Let $X$ be any space. Take an element $g \in \pi_1(X,x_0)$, represent it by a map $\gamma : S^1 \to X$ and attach a $2$-cell to $X$ via $\gamma$. If $i : X \to X' = X \cup_\gamma D^2$ denotes inclusion, then
$$i_* : \pi_1(X,x_0) \to \pi_1(X', x_0) $$
is an epimorphism whose kernel is the normal subgroup $N(g)$ of $\pi_1(X,x_0)$ generated by $g$.
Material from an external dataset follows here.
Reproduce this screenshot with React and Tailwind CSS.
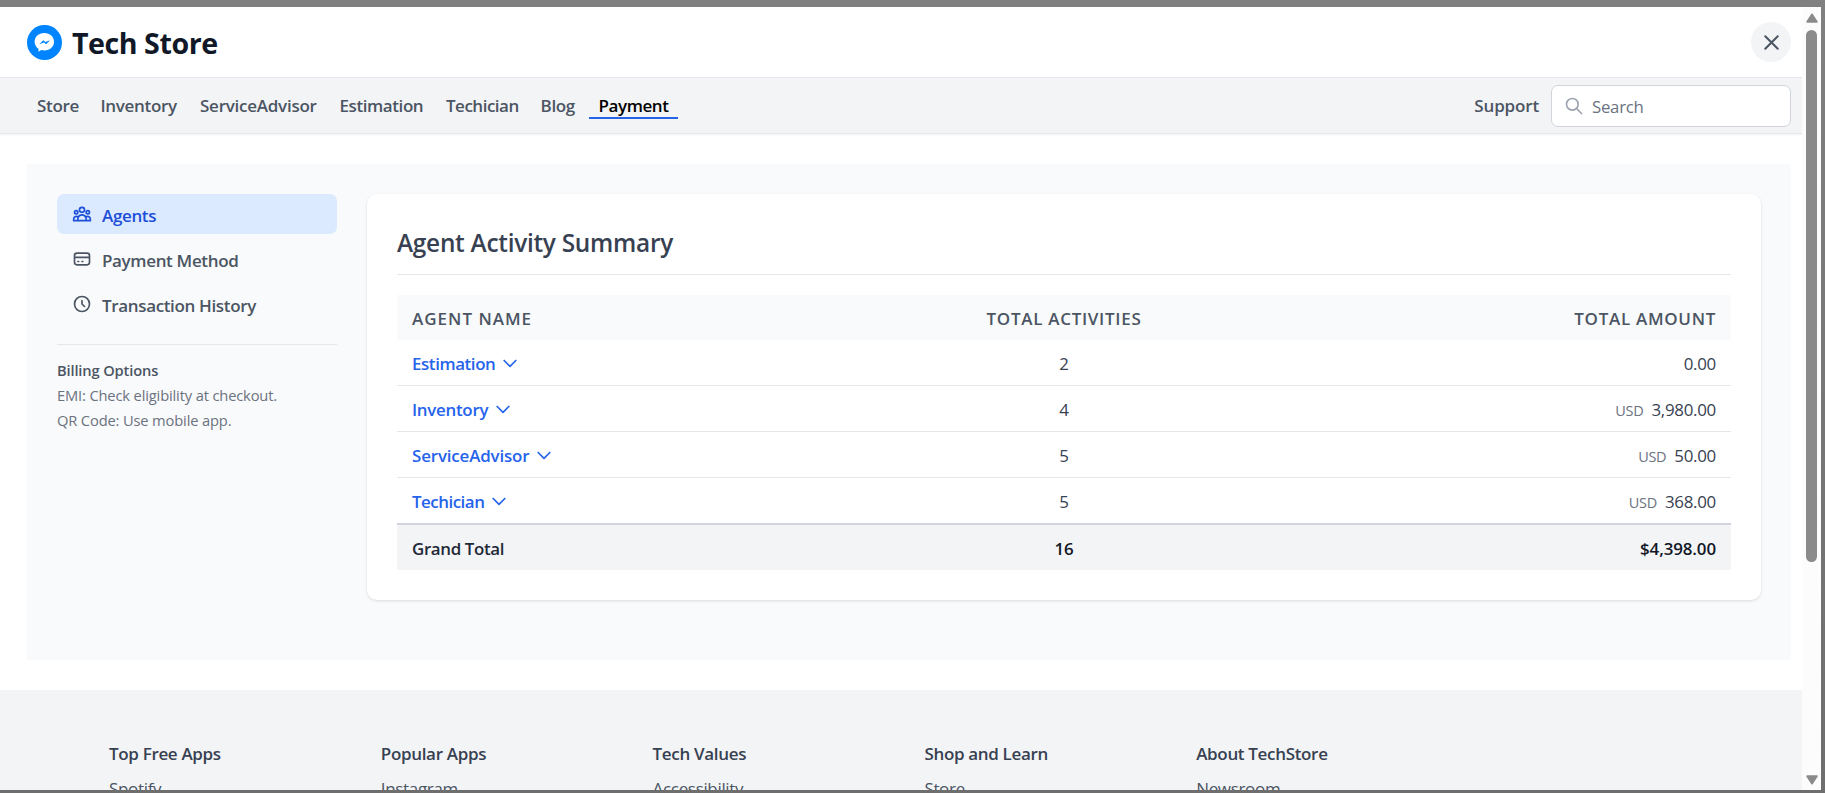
import {
  HiOutlineUserGroup,
  HiOutlineCreditCard,
  HiOutlineClock,
  HiOutlineSearch,
  HiOutlineX,
  HiOutlineChevronDown,
} from "react-icons/hi";

const navItems = [
  { label: "Store", box: "w-[61px]" },
  { label: "Inventory", box: "w-[97px]" },
  { label: "ServiceAdvisor", box: "w-[137px] tracking-[-0.25px]" },
  { label: "Estimation", box: "w-[104px] tracking-[-0.42px]" },
  { label: "Techician", box: "w-[92px] tracking-[-0.5px]" },
  { label: "Blog", box: "w-[55.5px]" },
  { label: "Payment", box: "w-[89px] tracking-[-0.42px]", active: true },
];

const sideItems = [
  { label: "Agents", Icon: HiOutlineUserGroup, active: true },
  { label: "Payment Method", Icon: HiOutlineCreditCard },
  { label: "Transaction History", Icon: HiOutlineClock },
];

const agents = [
  { name: "Estimation", tracking: "tracking-[-0.4px]", count: 2, amount: "0.00" },
  { name: "Inventory", tracking: "tracking-[-0.28px]", count: 4, currency: "USD", amount: "3,980.00" },
  { name: "ServiceAdvisor", tracking: "tracking-[-0.14px]", count: 5, currency: "USD", amount: "50.00" },
  { name: "Techician", tracking: "tracking-[-0.48px]", count: 5, currency: "USD", amount: "368.00" },
];

const footerColumns = [
  { title: "Top Free Apps", link: "Spotify" },
  { title: "Popular Apps", link: "Instagram" },
  { title: "Tech Values", link: "Accessibility" },
  { title: "Shop and Learn", link: "Store" },
  { title: "About TechStore", link: "Newsroom" },
];

function Logo() {
  return (
    <svg className="size-[35px]" viewBox="0 0 35 35">
      <circle cx="17.5" cy="17.5" r="17.5" fill="#0084ff" />
      <path
        fill="#fff"
        d="M17.3 8C23 8 27 11.9 27 16.7s-4 8.7-9.7 8.7c-1 0-2.1-.2-3-.4l-2.8 1.8v-3.1c-2.4-1.6-3.9-4.1-3.9-7C7.6 11.9 11.6 8 17.3 8z"
      />
      <path fill="#0084ff" d="M12.3 19.3l3.9-4.1 2.2 1.9 4.7-1.9-3.9 4.1-2.2-1.9z" />
    </svg>
  );
}

function Header() {
  return (
    <header className="flex h-[71px] shrink-0 items-center justify-between border-b border-[#e5e7eb] pr-[11px] pl-[27px]">
      <div className="flex h-[35px] items-center gap-2.5">
        <Logo />
        <h1 className="pt-px text-[28.6px] leading-[35px] font-bold tracking-[-0.45px] text-[#111827]">Tech Store</h1>
      </div>
      <button className="flex size-10 items-center justify-center rounded-full bg-[#f3f4f6] text-[#4b5563]">
        <HiOutlineX className="size-[25px]" />
      </button>
    </header>
  );
}

function Nav() {
  return (
    <nav className="flex h-14 shrink-0 items-center justify-between border-b border-[#e5e7eb] bg-[#f3f4f6] pr-[11px] pl-[27px] shadow-[0_1px_2px_rgba(0,0,0,0.05)]">
      <div className="flex gap-[2.5px] font-semibold tracking-[-0.33px] text-[#4b5563]">
        {navItems.map(({ label, box, active }) => (
          <a
            key={label}
            className={`flex h-[27px] items-center border-b-2 px-2.5 pt-[3px] text-[17px] leading-[22px] whitespace-nowrap ${box} ${
              active ? "border-[#2563eb] text-black" : "border-transparent"
            }`}
          >
            {label}
          </a>
        ))}
      </div>
      <div className="flex items-center gap-3">
        <a className="pt-px text-[17px] font-semibold tracking-[-0.15px] text-[#4b5563]">Support</a>
        <div className="flex h-[42px] w-[240px] items-center gap-2 rounded-[7px] border border-[#d1d5db] bg-white pl-3">
          <HiOutlineSearch className="size-5 text-[#9ca3af]" />
          <span className="pt-0.5 text-[16.8px] tracking-[-0.25px] text-[#6b7280]">Search</span>
        </div>
      </div>
    </nav>
  );
}

function Sidebar() {
  return (
    <aside className="w-[280px] shrink-0">
      <ul className="flex flex-col gap-[5px]">
        {sideItems.map(({ label, Icon, active }) => (
          <li
            key={label}
            className={`flex h-10 items-center gap-2.5 rounded-[7px] px-[15px] ${
              active ? "bg-[#dbeafe] text-[#1d4ed8]" : "text-[#4b5563]"
            }`}
          >
            <Icon className="size-5" />
            <span className="pt-[3px] text-[17px] leading-[25px] font-semibold tracking-[-0.35px]">{label}</span>
          </li>
        ))}
      </ul>
      <div className="mt-5 border-t border-[#e5e7eb] pt-[13px] text-[14.7px] leading-[25px] tracking-[-0.15px] text-[#6b7280]">
        <p className="font-semibold text-[#4b5563]">Billing Options</p>
        <p>EMI: Check eligibility at checkout.</p>
        <p>QR Code: Use mobile app.</p>
      </div>
    </aside>
  );
}

function SummaryCard() {
  return (
    <section className="h-[406px] flex-1 rounded-[10px] bg-white px-[30px] pt-[30px] shadow-[0_1px_3px_rgba(0,0,0,0.12)]">
      <h2 className="h-[51px] border-b border-[#e5e7eb] pt-px text-[24.4px] leading-[35px] font-semibold tracking-[-0.27px] text-[#374151]">
        Agent Activity Summary
      </h2>
      <table className="mt-5 w-full table-fixed border-separate border-spacing-0 text-[16.9px] leading-[25px] tracking-[-0.28px] text-[#374151]">
        <thead>
          <tr className="h-[45px] bg-[#f9fafb] text-[17px] tracking-[0.7px] text-[#4b5563]">
            <th className="px-[15px] pt-px pb-0 text-left font-semibold tracking-[1px]">AGENT NAME</th>
            <th className="px-[15px] pt-px pb-0 text-center font-semibold">TOTAL ACTIVITIES</th>
            <th className="px-[15px] pt-px pb-0 text-right font-semibold">TOTAL AMOUNT</th>
          </tr>
        </thead>
        <tbody>
          {agents.map(({ name, tracking, count, currency, amount }, i) => {
            const border = i < agents.length - 1 ? "h-[46px] border-b border-[#e5e7eb]" : "h-[45px]";
            return (
              <tr key={name}>
                <td className={`px-[15px] py-0 ${border}`}>
                  <div className="flex items-center gap-[5px] font-semibold text-[#2563eb]">
                    <span className={`pt-0.5 ${tracking}`}>{name}</span>
                    <HiOutlineChevronDown className="size-5" />
                  </div>
                </td>
                <td className={`px-[15px] pt-0.5 pb-0 text-center ${border}`}>{count}</td>
                <td className={`px-[15px] pt-0.5 pb-0 text-right ${border}`}>
                  {currency && <span className="mr-2 text-[14.5px] text-[#6b7280]">{currency}</span>}
                  {amount}
                </td>
              </tr>
            );
          })}
        </tbody>
        <tfoot>
          <tr className="bg-[#f3f4f6] font-semibold text-[#111827]">
            <td className="h-[47px] border-t-2 border-[#d1d5db] px-[15px] pt-0.5 tracking-[-0.36px] text-[#1f2937]">Grand Total</td>
            <td className="h-[47px] border-t-2 border-[#d1d5db] px-[15px] pt-0.5 text-center">16</td>
            <td className="h-[47px] border-t-2 border-[#d1d5db] px-[15px] pt-0.5 text-right tracking-[-0.1px]">$4,398.00</td>
          </tr>
        </tfoot>
      </table>
    </section>
  );
}

function Footer() {
  return (
    <footer className="flex h-[100px] shrink-0 overflow-hidden bg-[#f3f4f6] pt-[51px] pl-[109px] text-[17px] leading-[25px] tracking-[-0.33px] text-[#374151]">
      {footerColumns.map(({ title, link }) => (
        <div key={title} className="w-[271.8px] shrink-0">
          <h3 className="font-semibold">{title}</h3>
          <p className="mt-2.5 text-[#4b5563]">{link}</p>
        </div>
      ))}
    </footer>
  );
}

function Scrollbar() {
  return (
    <div className="flex w-[19px] shrink-0 flex-col items-center bg-[#fcfcfc] pt-1.5 pb-[5px]">
      <svg className="h-[10px] w-[12px]" viewBox="0 0 12 10">
        <path d="M6 1.5L10.7 8.8H1.3z" fill="#8a8a8a" stroke="#8a8a8a" strokeWidth="2" strokeLinejoin="round" />
      </svg>
      <div className="mt-[7px] h-[532px] w-[11px] rounded-full bg-[#8a8a8a]" />
      <svg className="mt-auto h-[10px] w-[12px]" viewBox="0 0 12 10">
        <path d="M6 8.5L10.7 1.2H1.3z" fill="#8a8a8a" stroke="#8a8a8a" strokeWidth="2" strokeLinejoin="round" />
      </svg>
    </div>
  );
}

export default function App() {
  return (
    <div className="h-[793px] w-[1825px] overflow-hidden bg-linear-to-b from-[#808080] to-[#6e6e6e] pt-[7px] pr-1 pb-[3px] font-['Open_Sans',sans-serif]">
      <div className="flex h-[783px] bg-white">
        <div className="flex min-w-0 flex-1 flex-col">
          <Header />
          <Nav />
          <main className="mt-[30px] mr-[11px] mb-[30px] ml-[27px] flex h-[496px] shrink-0 gap-[30px] bg-[#f9fafb] p-[30px]">
            <Sidebar />
            <SummaryCard />
          </main>
          <Footer />
        </div>
        <Scrollbar />
      </div>
    </div>
  );
}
Now let $f_k : S^1 \to S^1$ be a map of degree $k$ (we may take $f_k(z) = z^k$). Consider $X_2 = S^1 \cup_{f_2} D^2$ with inclusion $i : S^1 \to X_2$ and $X = X_2 \cup_{if_3} D^2$ with inclusion $j : X_2 \to X$. The space $X$ is the CW complex of your question. Let $g = [f_1]$ be the canonical generator of $\pi_1(S^1) \approx \mathbb Z$. By the above result $i_* : \pi_1(S^1) \to \pi_1(X_2)$ is an epimorphism whose kernel is generated by $[f_2] = 2g$. Thus $i_*(g)$ is the generator of $\pi_1(X_2) \approx \mathbb Z_2$. The map $if_3 : S^1 \to X_2$ represents the homotopy class $i_*([f_3]) = i_*(3g) = 3i_*(g) = i_*(g)$. But $j_* : \pi_1(X_2) \to \pi_1(X)$ is an epimorphism whose kernel is generated by $i_*(g)$. Therefore $\pi_1(X) = 0$.